Monday, February 27, 2012

Petitioning Nintendo for a Redress of Grievances: Operation Rainfall

I often sit in doorways when I'm feeling blue.
On June 23, 2011 the story broke: Xenoblade Chronicles Not Coming to North America. The news came in a particularly damning fashion. Mathieu Minel, marketing directer for Nintendo France, was the messenger:
He told the station that Nintendo of Europe wanted to show Xenoblade Chronicles at E3 2011, but Nintendo of America wouldn't let them because they didn't want to show products they aren't planning to sell. -Nintendo World Report
 I remember reading that article back then and feeling my heart sink. I had just recently heard about Xenoblade and was psyched for news of a North American release. I'm a pretty big fan of Xenogears and Xenosaga (which I haven't finished yet... I have all three games but my PS2 gave up the ghost in the middle of Episode 1: Der Wille zur Macht) and I had only heard stellar things about the game. But it was not to be... This was just another movement in the death rattle of the Japanese RPG.

Fast forward to June 24, 2011: the very next day. Kotaku runs a story called "How Badly Do You Want The Last Story, Pandora's Tower and Xenoblade For Wii?":
If you think that The Last Story, Pandora's Tower and Xenoblade deserve release outside of Japan and Europe, eager IGN forum goers have already prepared templates for you as part of a three-pronged campaign approach to clearly, but politely request Nintendo localize those games. -Kotaku
The Last Story was directed by Final Fantasy creator Hironobu Sakaguchi and scored by the series' long-time composer Nobuo Uematsu. I had to slap myself in the forehead for not knowing about this. Pandora's Tower, according to the European website, is a "dark, original RPG adventure" that, while seemingly the black sheep of the trio, sounds fairly interesting. I had not even heard of the either of them, but that's beside the point. It really only took one day and one sentence to energize the gaming community enough to start a movement to bring these games to North America.
Snazzy!

The movement is called "Operation Rainfall". They whipped themselves up a neat logo and began petitioning Nintendo of America to localize those three titles. Operation Rainfall helped drive Monado: Beginning of the World (Xenoblade's development name) up to the #1 best-selling video game on Amazon.com... in a few hours.

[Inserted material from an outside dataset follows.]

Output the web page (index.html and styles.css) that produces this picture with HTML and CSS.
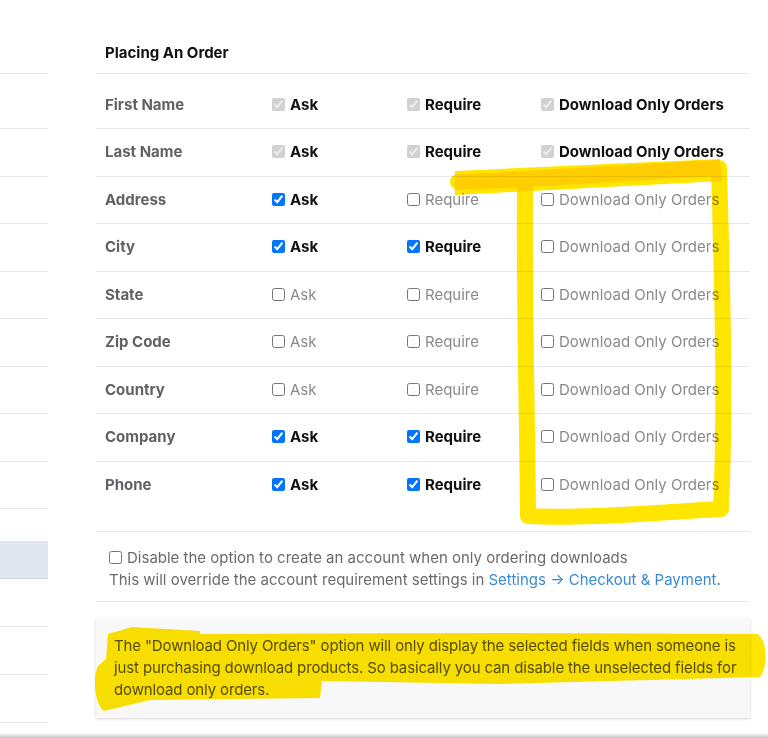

It's one thing to petition a gigantic corporation with some letters and phone calls. It's an entirely different thing when you put your money where your mouth is. And it seemed to worked since now Xenoblade Chronicles and The Last Story are coming to America.

This is an interesting model, isn't it? Imagine what would happen if Half-Life 2: Episode 3 were to suddenly appear on Amazon.com as an in-development title and fans blew up the pre-order button in much the same way fans of Xenoblade did. Do you think that this is a good way to gauge interest in a game? Especially one that has been forthcoming for awhile?  Comment away.